During this period, the FBI was also responsible for placing hidden cameras in radical businesses, and allegedly planting heroin under the car of the owner of a black power store called The Black Market. In 1968, Dean of Faculty Joseph Sutton barged into The Spectator’s office—a WWII-era Quonset hut—accompanied by campus police and armed with a fire axe, throwing out files and equipment. The paper went literally underground then, operating out of a basement apartment.
In 1979, the Dancing Cigarettes made inroads into Bloomington’s emerging punk scene. Known for their danceable tunes and Dadaist lyrics, the Dancing Cigarettes helped popularize early punk in the area. Up through the present day, a punk lineage has left its legacy in Bloomington through house shows, street dances, and anarchist collectives.
Between the 1970s and 1990s, the emergence of simple and inexpensive recording techniques transformed Bloomington into the hub for the anarchic DIY genre of folk-punk, with formative bands such as Ghost Mice and AJJ recording at Plan-it-X Records.

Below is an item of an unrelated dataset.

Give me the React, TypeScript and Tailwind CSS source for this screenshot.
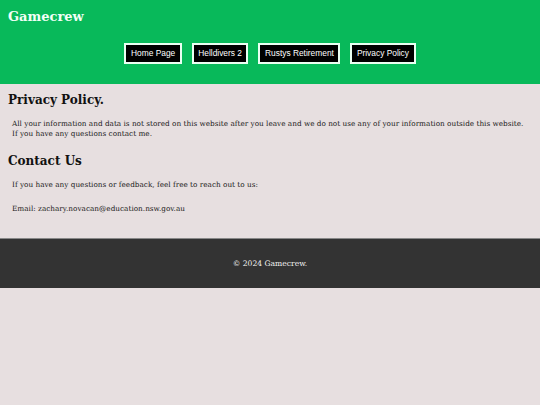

Today, the music scene in Bloomington seems more diverse than ever. Co-ops host punk, hip hop, and DJ’s from Bloomington and beyond. Local venues such as Rhinos, Players Pub, Bears, and The Bishop, just to name a few, draw musicians from far and wide, and record stores feature locally produced music.
Bloomington is host to numerous record labels such as Plan-it-X, Secretly Canadian, Jagjaguwar, as well as the former site of numerous discontinued labels. In shared spaces, influences, and experiences, Bloomington’s innovating musicians share a unique heritage that continues to push the envelope of popular (or unpopular) music.
Works Cited
[1] Sudhalter, Richard M. Stardust Melody: The Life and Music of Hoagy Carmichael. Oxford: Oxford University Press, 2003.
[2] Wynkoop, Mary Ann. Dissent in the Heartland: The Student Protest Movement at Indiana University, Bloomington, Indiana, 1965 – 1970. Indiana University Press. 2002.